Resenha Iarema Soares
Fotos Carol Ferraz
Em março de 2017, Rincon Sapiência – também conhecido como Manicongo – veio à Porto Alegre e o show aconteceu em uma casa noturna de pequeno porte da cidade. Na época, ele tinha lançado o EP SP Gueto BR. Esse trabalho aborda a vida na periferia de São Paulo, versa sobre a tensão cotidiana que os periferianos enfrentam, mas não deixa de mostrar que ali tem arte, tem festa, tem resiliência e resistência. Na época, os hits “Ponta de Lança” e “Meu Bloco” eram os mais conhecidos e foram os que o projetaram nacionalmente.

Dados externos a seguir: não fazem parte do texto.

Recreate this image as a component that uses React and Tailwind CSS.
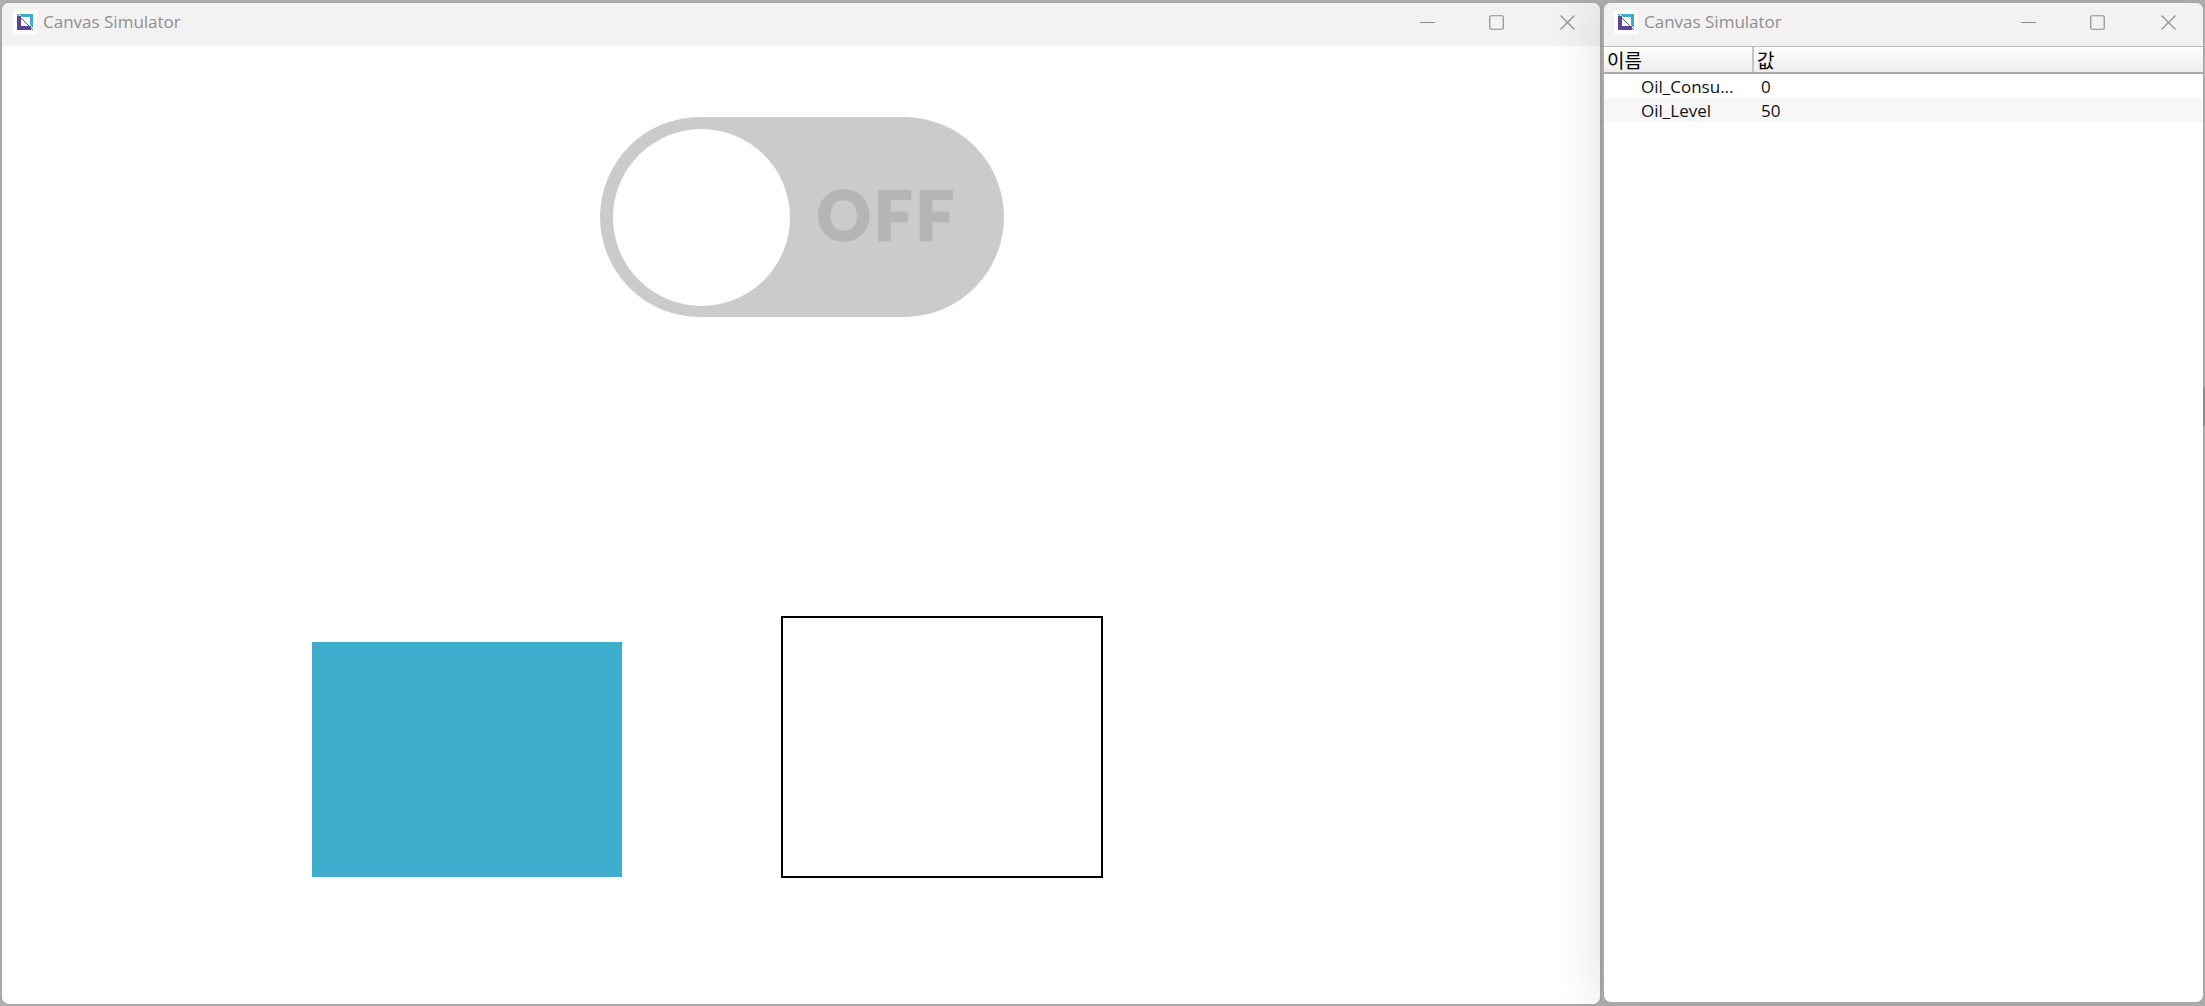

Pouco mais de um ano depois, Rincon volta à capital gaúcha, desta vez no bar Opinião, mas não volta somente com o deejay que o acompanhou da última vez. Rincon não volta com apenas um ep lançado. Rincon não volta com a mesma estética. Nesse meio tempo, ele cresceu exponencialmente como artista, lançou o álbum Galanga Livre, rodou o Brasil, participou do festival Lollapalooza, fez parcerias e reforçou ainda mais sua identidade como autor e narrador da própria história.
Rincon fala por meio das rimas afiadas que abordam a violência e o racismo aos quais a população negra está exposta, exalta o amor afrocentrado, eleva a autoestima negra e faz ficção quando narra a história de um escravizado que matou o senhor de engenho. O artista fala com o corpo que dança de um jeito particular, peculiar e envolvente, coloca as pessoas na mesma sintonia por meio de acordes de guitarra, berimbau e atabaques e conversa com o público sem necessariamente falar com ele. As linhas compostas pelo artista apresentam um storytelling consistente e funcionam como complemento à sobressalente melodia produzida por ele.
Com o Opinião cheio, Rincon fez o público suar e seduziu a todos com o afro rep. A energia e ritmo que ele e a banda emanavam do palco chegou aos presentes que se deixaram guiar pela sonoridade do rapper da zona leste de São Paulo, apesar de, em alguns momentos, a aparelhagem técnica de som ter ficado aquém do esperado.
O artista passou por muitas tracks dos mais de 15 anos de carreira, mas, na primeira parte do show, mostrou as músicas do Galanga Livre. Álbum esse que conta a história da personagem homônimo que vive um misto de emoções por estar em fuga, aflito e sentindo-se livre após ter assassinado o senhor de engenho. O trabalho começa sua narrativa no período colonial, mas chega aos desejos da população negra contemporânea que luta e almeja chegar em determinados espaços, consumir determinados produtos, mas que, acima de tudo, quer viver, não somente sobreviver.
Usando roupas em tons terrosos e colares, Rincon doou-se em cada track cantada. O palco – que já era dele – virou quase uma extensão, a segunda casa do artista que chamou pessoas da plateia para dançar ao som de um dos filhos do gueto, o funk. A apresentação crescia, o público fervia e aconteceu o inevitável: estávamos todos em êxtase e influenciados pelo afro rep que transitava pelo jazz, samba e até mesmo o arrocha. Dessa miscelânea musical que bebe de fontes estadunidenses, africanas e brasileiras, do movimento de busca a origens e diálogo com o presente nasce a musicalidade de Rincon Sapiência.
Nesse ambiente hostil que é o Brasil para a comunidade negra, em um país no qual um jovem negro morre a cada 23 minutos, o rapper lembrou: “Nesse país machista contra as mulheres e racista contra nós (negros), todas as dificuldades impostas nos levam, naturalmente, a um lugar de luta. Eu consegui atravessar essa fronteira de impossibilidade que me foi imposta, desse destino sem perspectiva positiva que me foi traçado para estar com vocês aqui hoje”. A fala do artista está longe de qualquer alinhamento com a meritocracia, muito pelo contrário. Ela mostra o quão difícil é para negras e negros sair do lugar de submissão e subalternidade que o sistema racista forçosamente imputa. Com discurso de autoafirmação e exaltação da negritude, Rincon mostra-se como exemplo de uma outra realidade que pode ser sonhada de um outro lugar que pode ser vivido.